Le troisième et dernier voyage à Paris

La réunion préparatoire au troisième et dernier voyage (du 7 au 14 novembre 1941) eut lieu le 22 octobre 1941 au quartier général du Führer. Posse voyagea de nouveau à Paris en compagnie de Haberstock, tous deux séjournèrent dans des chambres voisines à l’Hôtel Ritz1. Sur son agenda, tout en haut, était inscrit l’achat de la collection de théâtre du réformateur du théâtre britannique Edward Gordon Craig, dont l’acquisition intéressait terriblement l’amateur de théâtre qu’était Hitler et que Posse alla voir à St. Germain-en-Laye, accompagné de son intermédiaire, Bruno Conrad2. Les contacts qu’il eut avec Kurt von Behr et Bruno Lohse de l’Unité spéciale Beaux-Arts de l’ERR suggère en outre que Posse visita le dépôt d’art spolié qui avait été aménagé entre-temps au Jeu de Paume. 

Posse rencontra, en outre, le commissaire-priseur de l’hôtel Drouot, Henri Baudoin, afin de voir au préalable les œuvres d’art qui devaient être proposées aux prochaines enchères et que Karl Haberstock allait, de son côté, devoir acheter sous son ordre du 20 novembre 19413. Dans la galerie de Roger Dequoy, il sélectionna des peintures issues de la collection de Georges Wildenstein, récemment aryanisée avec le concours d’Haberstock, et en négocia les prix. Ces achats furent encore une fois réalisés par Haberstock. Entre-temps, un compte avait été ouvert à la Banque de crédit du Reich pour Posse, permettant à ce dernier d’acquérir trois tableaux qu’il paya directement4. Cependant, dans son journal de voyage, il mentionne l’achat de dix-huit tableaux5. Il est vraisemblable qu’il y eut des critiques à l’encontre des profits importants que faisait Haberstock, en tout cas, ce dernier vendit alors quelques œuvres à prix coûtant à la chancellerie6.
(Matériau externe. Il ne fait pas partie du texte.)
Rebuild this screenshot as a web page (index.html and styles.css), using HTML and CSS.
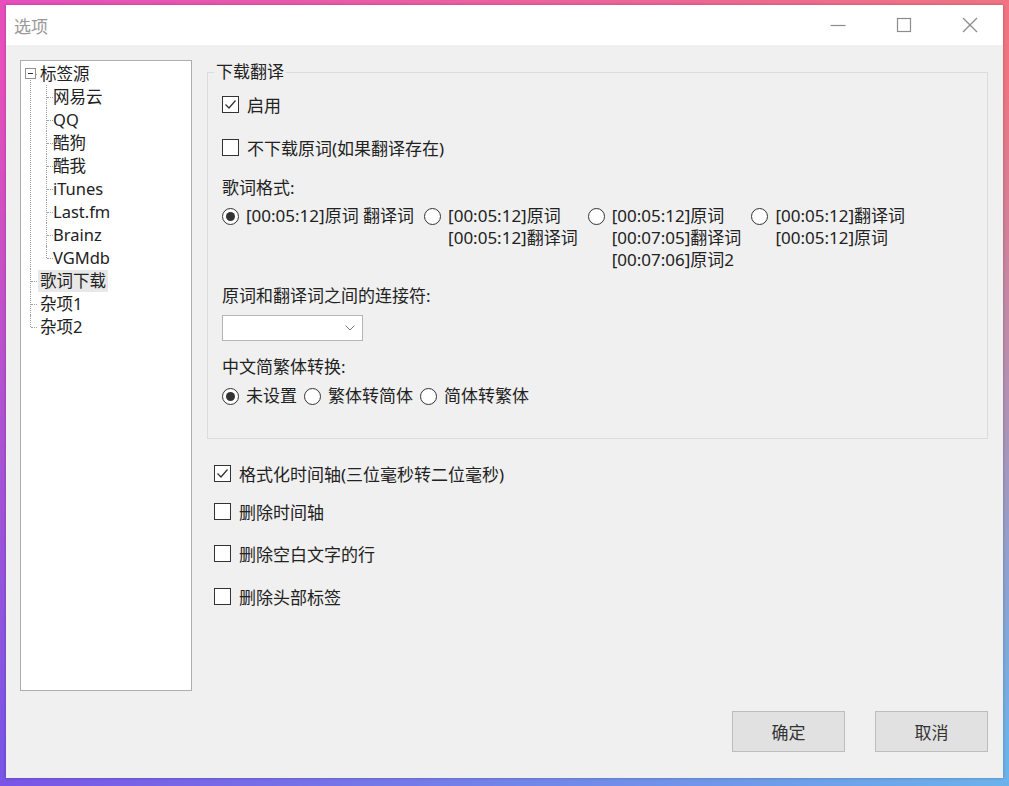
FILE: index.html
```html
<!DOCTYPE html>
<html lang="zh-CN">
<head>
    <meta charset="UTF-8">
    <title>选项</title>
    <link rel="stylesheet" href="styles.css">
</head>
<body>
<div class="desk">
    <div class="window">
        <div class="titlebar">
            <span class="title">选项</span>
            <span class="cap"><svg width="16" height="16" viewBox="0 0 16 16"><line x1="0.5" y1="8.5" x2="15.5" y2="8.5"/></svg></span>
            <span class="cap"><svg width="16" height="16" viewBox="0 0 16 16"><rect x="1.5" y="1.5" width="13" height="13"/></svg></span>
            <span class="cap"><svg width="16" height="16" viewBox="0 0 16 16"><line x1="1" y1="1" x2="15" y2="15"/><line x1="15" y1="1" x2="1" y2="15"/></svg></span>
        </div>

        <div class="content">
            <div class="tree">
                <ul class="root">
                    <li>
                        <span class="toggle"></span>标签源
                        <ul>
                            <li>网易云</li>
                            <li>QQ</li>
                            <li>酷狗</li>
                            <li>酷我</li>
                            <li>iTunes</li>
                            <li>Last.fm</li>
                            <li>Brainz</li>
                            <li>VGMdb</li>
                        </ul>
                    </li>
                    <li><span class="sel">歌词下载</span></li>
                    <li>杂项1</li>
                    <li>杂项2</li>
                </ul>
            </div>

            <div class="settings">
                <fieldset class="group">
                    <legend>下载翻译</legend>
                    <div class="check">
                        <span class="box"><svg width="15" height="15" viewBox="0 0 15 15"><polyline points="2.5,7.5 6,11 12.5,3.5"/></svg></span>
                        启用
                    </div>
                    <div class="check gap-21">
                        <span class="box"></span>
                        不下载原词(如果翻译存在)
                    </div>

                    <div class="label gap-19">歌词格式:</div>
                    <div class="radios wide gap-6">
                        <div class="radio on">
                            <span class="dot"></span>
                            <div class="text"><span>[00:05:12]原词 翻译词</span></div>
                        </div>
                        <div class="radio">
                            <span class="dot"></span>
                            <div class="text"><span>[00:05:12]原词</span><span>[00:05:12]翻译词</span></div>
                        </div>
                        <div class="radio">
                            <span class="dot"></span>
                            <div class="text"><span>[00:05:12]原词</span><span>[00:07:05]翻译词</span><span>[00:07:06]原词2</span></div>
                        </div>
                        <div class="radio">
                            <span class="dot"></span>
                            <div class="text"><span>[00:05:12]翻译词</span><span>[00:05:12]原词</span></div>
                        </div>
                    </div>

                    <div class="label gap-14">原词和翻译词之间的连接符:</div>
                    <div class="combo">
                        <svg width="10" height="6" viewBox="0 0 10 6"><polyline points="0.5,0.5 5,5 9.5,0.5"/></svg>
                    </div>

                    <div class="label gap-15">中文简繁体转换:</div>
                    <div class="radios gap-7">
                        <div class="radio on">
                            <span class="dot"></span>
                            <div class="text"><span>未设置</span></div>
                        </div>
                        <div class="radio">
                            <span class="dot"></span>
                            <div class="text"><span>繁体转简体</span></div>
                        </div>
                        <div class="radio">
                            <span class="dot"></span>
                            <div class="text"><span>简体转繁体</span></div>
                        </div>
                    </div>
                </fieldset>

                <div class="opts">
                    <div class="check">
                        <span class="box"><svg width="15" height="15" viewBox="0 0 15 15"><polyline points="2.5,7.5 6,11 12.5,3.5"/></svg></span>
                        格式化时间轴(三位毫秒转二位毫秒)
                    </div>
                    <div class="check gap-16">
                        <span class="box"></span>
                        删除时间轴
                    </div>
                    <div class="check gap-20">
                        <span class="box"></span>
                        删除空白文字的行
                    </div>
                    <div class="check gap-21">
                        <span class="box"></span>
                        删除头部标签
                    </div>
                </div>
            </div>

            <div class="buttons">
                <a class="btn">确定</a>
                <a class="btn">取消</a>
            </div>
        </div>
    </div>
</div>
</body>
</html>
```

FILE: styles.css
```css
html, body {
    margin: 0;
    height: 100%;
}
body {
    font-family: "Noto Sans", "Noto Sans CJK SC", sans-serif;
    font-size: 17px;
    color: #222;
}
.desk {
    position: relative;
    height: 786px;
    box-sizing: border-box;
    padding: 5px 6px 8px 6px;
    background: linear-gradient(to right, #e64fbc, #f07482);
}
.desk::before {
    content: "";
    position: absolute;
    inset: 0;
    background: linear-gradient(to right, #7a55e6, #6cb2ea);
    -webkit-mask-image: linear-gradient(to bottom, transparent 10%, #000 95%);
    mask-image: linear-gradient(to bottom, transparent 10%, #000 95%);
}
.window {
    position: relative;
    height: 100%;
    display: flex;
    flex-direction: column;
    background: #f0f0f0;
    box-shadow: 0 0 3px rgba(0, 0, 0, 0.25);
}

/* title bar */
.titlebar {
    height: 40px;
    display: flex;
    align-items: center;
    background: #fff;
    padding-left: 8px;
}
.title {
    flex: 1;
    font-size: 17px;
    color: #999;
}
.cap {
    width: 66px;
    height: 40px;
    display: flex;
    align-items: center;
    justify-content: center;
}
.cap svg {
    fill: none;
    stroke: #8c8c8c;
    stroke-width: 1.2;
}

/* body */
.content {
    flex: 1;
    display: grid;
    grid-template-columns: 172px 1fr;
    grid-template-rows: 631px auto;
    column-gap: 15px;
    padding: 15px 15px 26px 14px;
}

/* tree */
.tree {
    background: #fff;
    border: 1px solid #adadad;
    padding-top: 1px;
    overflow: hidden;
    font-size: 16.5px;
}
.tree ul {
    list-style: none;
    margin: 0;
    padding: 0 0 0 9px;
}
.tree ul ul {
    margin-left: -10px;
    padding-left: 16px;
}
.tree li {
    position: relative;
    padding-left: 10px;
    line-height: 23px;
    white-space: nowrap;
}
.tree ul ul li {
    padding-left: 7px;
}
.tree li::before {
    content: "";
    position: absolute;
    left: 0;
    top: 0;
    bottom: 0;
    border-left: 1px dotted #a0a0a0;
}
.tree .root > li:first-child::before {
    top: 12px;
}
.tree li:last-child::before {
    bottom: auto;
    height: 12px;
}
.tree li::after {
    content: "";
    position: absolute;
    left: 1px;
    top: 12px;
    width: 6px;
    border-top: 1px dotted #a0a0a0;
}
.toggle {
    position: absolute;
    left: -5px;
    top: 6px;
    width: 11px;
    height: 11px;
    box-sizing: border-box;
    border: 1px solid #919191;
    background: #fff;
    z-index: 1;
}
.toggle::after {
    content: "";
    position: absolute;
    left: 2px;
    top: 4px;
    width: 5px;
    height: 1px;
    background: #333;
}
.sel {
    display: inline-block;
    line-height: 22px;
    background: #e8e8e8;
    padding: 0 2px;
    margin-left: -2px;
}

/* settings */
.settings {
    display: flex;
    flex-direction: column;
}
.group {
    margin: 1px 0 0 0;
    padding: 10px 14px 31px 14px;
    border: 1px solid #dcdcdc;
    min-width: 0;
}
.group legend {
    padding: 0 2px;
    margin-left: -8px;
    line-height: 22px;
}
.check {
    display: flex;
    align-items: center;
    gap: 8px;
    height: 22px;
    white-space: nowrap;
}
.box {
    width: 17px;
    height: 17px;
    box-sizing: border-box;
    border: 1px solid #333;
    background: #fff;
    display: flex;
    align-items: center;
    justify-content: center;
}
.box svg {
    fill: none;
    stroke: #333;
    stroke-width: 1.3;
}
.label {
    line-height: 22px;
}
.radios {
    display: flex;
    gap: 7px;
}
.radios.wide {
    gap: 10px;
}
.radio {
    display: flex;
    align-items: flex-start;
    gap: 7px;
}
.dot {
    flex: none;
    width: 17px;
    height: 17px;
    margin-top: 3px;
    box-sizing: border-box;
    border: 1px solid #333;
    border-radius: 50%;
    background: #fff;
    display: flex;
    align-items: center;
    justify-content: center;
}
.radio.on .dot::after {
    content: "";
    width: 9px;
    height: 9px;
    border-radius: 50%;
    background: #333;
}
.radio .text {
    display: flex;
    flex-direction: column;
    line-height: 22px;
    white-space: nowrap;
}
.combo {
    width: 141px;
    height: 26px;
    margin-top: 8px;
    box-sizing: border-box;
    border: 1px solid #b5b5b5;
    background: #fff;
    display: flex;
    align-items: center;
    justify-content: flex-end;
    padding-right: 7px;
}
.combo svg {
    fill: none;
    stroke: #777;
    stroke-width: 1;
}
.opts {
    padding-left: 7px;
    margin-top: 23px;
}
.gap-6 { margin-top: 6px; }
.gap-7 { margin-top: 7px; }
.gap-14 { margin-top: 14px; }
.gap-15 { margin-top: 15px; }
.gap-16 { margin-top: 16px; }
.gap-19 { margin-top: 19px; }
.gap-20 { margin-top: 20px; }
.gap-21 { margin-top: 21px; }

/* dialog buttons */
.buttons {
    grid-column: 1 / -1;
    display: flex;
    justify-content: flex-end;
    gap: 30px;
    margin-top: 20px;
}
.btn {
    width: 113px;
    height: 41px;
    box-sizing: border-box;
    display: flex;
    align-items: center;
    justify-content: center;
    background: #e1e1e1;
    border: 1px solid #bdbdbd;
    font-size: 17px;
    color: #333;
}
```
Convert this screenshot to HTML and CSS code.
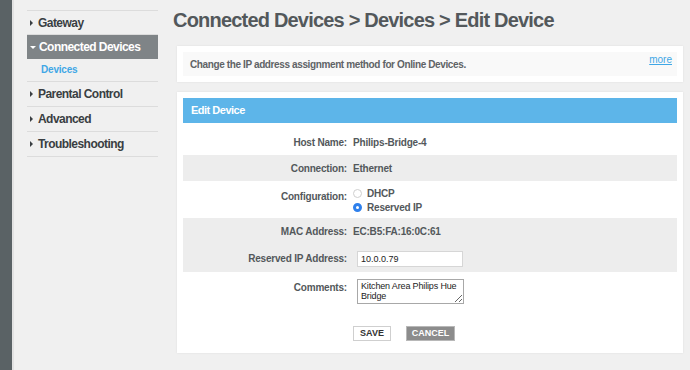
FILE: index.html
```html
<!DOCTYPE html>
<html>
<head>
<meta charset="UTF-8">
<title>Edit Device</title>
<link rel="stylesheet" href="styles.css">
</head>
<body>
	<div class="rail"></div>
	<ul class="nav">
		<li><a class="item"><span class="arrow"></span>Gateway</a></li>
		<li class="open">
			<a class="item"><span class="arrow down"></span>Connected Devices</a>
			<a class="sub">Devices</a>
		</li>
		<li><a class="item"><span class="arrow"></span>Parental Control</a></li>
		<li><a class="item"><span class="arrow"></span>Advanced</a></li>
		<li><a class="item"><span class="arrow"></span>Troubleshooting</a></li>
	</ul>
	<div class="main">
		<h1>Connected Devices &gt; Devices &gt; Edit Device</h1>
		<div class="panel">
			<div class="info">
				<p>Change the IP address assignment method for Online Devices.</p>
				<a class="more">more</a>
			</div>
		</div>
		<div class="panel card">
			<h2>Edit Device</h2>
			<div class="form">
				<div class="row">
					<div class="label">Host Name:</div>
					<div class="value">Philips-Bridge-4</div>
				</div>
				<div class="row odd">
					<div class="label">Connection:</div>
					<div class="value">Ethernet</div>
				</div>
				<div class="row config">
					<div class="label">Configuration:</div>
					<div class="value">
						<div class="radio"><span class="dot"></span>DHCP</div>
						<div class="radio"><span class="dot on"></span>Reserved IP</div>
					</div>
				</div>
				<div class="row odd">
					<div class="label">MAC Address:</div>
					<div class="value">EC:B5:FA:16:0C:61</div>
				</div>
				<div class="row odd field">
					<div class="label">Reserved IP Address:</div>
					<div class="value"><input type="text" value="10.0.0.79"></div>
				</div>
				<div class="row field comments">
					<div class="label">Comments:</div>
					<div class="value"><textarea>Kitchen Area Philips Hue Bridge</textarea></div>
				</div>
				<div class="actions">
					<a class="btn">SAVE</a>
					<a class="btn cancel">CANCEL</a>
				</div>
			</div>
		</div>
	</div>
</body>
</html>
```

FILE: styles.css
```css
		html, body {
			height: 100%;
		}
		body {
			margin: 0;
			display: flex;
			align-items: flex-start;
			background: #f0f0f0;
			font-family: "Liberation Sans", Arial, sans-serif;
			font-weight: bold;
			color: #53585b;
		}
		.rail {
			width: 12px;
			height: 100%;
			flex: none;
			background: #5a6265;
			border-right: 2px solid #e2e2e2;
		}
		.nav {
			list-style: none;
			margin: 10px 0 0 13px;
			padding: 0;
			width: 131px;
			flex: none;
			border-top: 1px solid #dcdcdc;
		}
		.nav li {
			border-bottom: 1px solid #dcdcdc;
		}
		.item {
			display: flex;
			align-items: center;
			height: 24px;
			padding-left: 3px;
			font-size: 12px;
			letter-spacing: -0.55px;
			white-space: nowrap;
			color: #393e42;
			cursor: pointer;
		}
		.nav li:first-child .item {
			height: 23px;
		}
		.open .item {
			background: #7f8487;
			color: #fff;
		}
		.arrow {
			width: 0;
			height: 0;
			margin-right: 5px;
			border-top: 3px solid transparent;
			border-bottom: 3px solid transparent;
			border-left: 3px solid #393e42;
		}
		.arrow.down {
			margin-right: 3px;
			border-left: 3px solid transparent;
			border-right: 3px solid transparent;
			border-top: 3px solid #fff;
			border-bottom: 0;
		}
		.sub {
			display: block;
			height: 22px;
			line-height: 22px;
			padding-left: 14px;
			font-size: 10px;
			letter-spacing: -0.2px;
			color: #3fa7e6;
		}
		.main {
			flex: 1;
			margin: 0 7px 0 15px;
			padding-top: 9px;
		}
		h1 {
			margin: 0 0 14px;
			font-size: 20px;
			letter-spacing: -0.8px;
			color: #53585b;
		}
		.panel {
			margin-left: 4px;
			padding: 6px;
			background: #fff;
			box-shadow: 0 0 2px rgba(0, 0, 0, .08);
		}
		.info {
			display: flex;
			justify-content: space-between;
			align-items: flex-start;
			height: 24px;
			padding: 0 5px 0 7px;
			background: #f9f9f9;
		}
		.info p {
			margin: 0;
			line-height: 25px;
			font-size: 10px;
			letter-spacing: -0.38px;
			color: #5f6366;
		}
		.more {
			margin-top: 2px;
			font-size: 10px;
			font-weight: normal;
			color: #3fa7e6;
			text-decoration: underline;
		}
		.card {
			margin-top: 10px;
			padding-bottom: 12px;
		}
		h2 {
			margin: 0;
			height: 25px;
			line-height: 25px;
			padding-left: 8px;
			background: #5db5e9;
			color: #fff;
			font-size: 11px;
			letter-spacing: -0.5px;
		}
		.form {
			padding-top: 6px;
			font-size: 10px;
			letter-spacing: -0.2px;
		}
		.row {
			display: flex;
			align-items: center;
			height: 26px;
		}
		.row.odd {
			background: #ededed;
		}
		.label {
			flex: none;
			width: 164px;
			text-align: right;
			padding-right: 6px;
			color: #53585b;
		}
		.value {
			color: #53585b;
		}
		.config {
			height: 37px;
			align-items: flex-start;
		}
		.config .label {
			padding-top: 10px;
		}
		.config .value {
			padding-top: 5px;
		}
		.radio {
			display: flex;
			align-items: center;
			height: 14px;
		}
		.dot {
			box-sizing: border-box;
			width: 9px;
			height: 9px;
			margin-right: 5px;
			border: 1px solid #cfcfcf;
			border-radius: 50%;
			background: #fff;
		}
		.dot.on {
			border: 3px solid #2f80ec;
		}
		.field {
			height: 28px;
		}
		.field .label {
			padding-right: 10px;
		}
		.field .value {
			padding-top: 1px;
		}
		input, textarea {
			box-sizing: border-box;
			margin: 0;
			font-family: "Liberation Sans", Arial, sans-serif;
			color: #222;
			border: 1px solid #d6d6d6;
			background: #fff;
		}
		input {
			width: 106px;
			height: 16px;
			padding: 0 3px;
			font-size: 9px;
			font-weight: normal;
		}
		textarea {
			display: block;
			width: 107px;
			height: 25px;
			padding: 1px 2px 1px 3px;
			font-size: 9px;
			line-height: 10px;
			letter-spacing: -0.15px;
			font-weight: normal;
			border-color: #a8a8a8;
			resize: both;
		}
		.comments {
			height: auto;
			align-items: flex-start;
			padding-top: 7px;
		}
		.comments .label {
			padding-top: 3px;
		}
		.comments .value {
			padding-top: 0;
		}
		.actions {
			display: flex;
			justify-content: center;
			gap: 15px;
			margin-top: 22px;
			padding-right: 52px;
		}
		.btn {
			box-sizing: border-box;
			width: 38px;
			height: 15px;
			line-height: 13px;
			text-align: center;
			border: 1px solid #cfcfcf;
			background: #fff;
			color: #333;
			font-size: 9px;
			letter-spacing: 0;
			cursor: pointer;
		}
		.btn.cancel {
			width: 49px;
			border-color: #b8b8b8;
			background: #8c8c8c;
			color: #fff;
		}
```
Au printemps 1942, Posse souffrant ne put plus voyager. Cependant, grâce à l’aide de son importante équipe de collaborateurs au musée des Beaux-Arts de Dresde, il réussit à poursuivre ses activités jusque immédiatement avant sa mort, le 7 décembre 1942.  Durant les longs mois que dura son traitement dans une clinique de Wilmersdorf, à Berlin, les rapports avec Karl Haberstock s’intensifièrent encore, et ce dernier continuait à effectuer des achats en son nom sur le marché de l’art français. Magdalena Haberstock joua un rôle décisif en cette affaire, en faisant en sorte que la circulation des informations se poursuivît jusqu’à la fin entre Posse et son mari qui séjournait fréquemment en France7.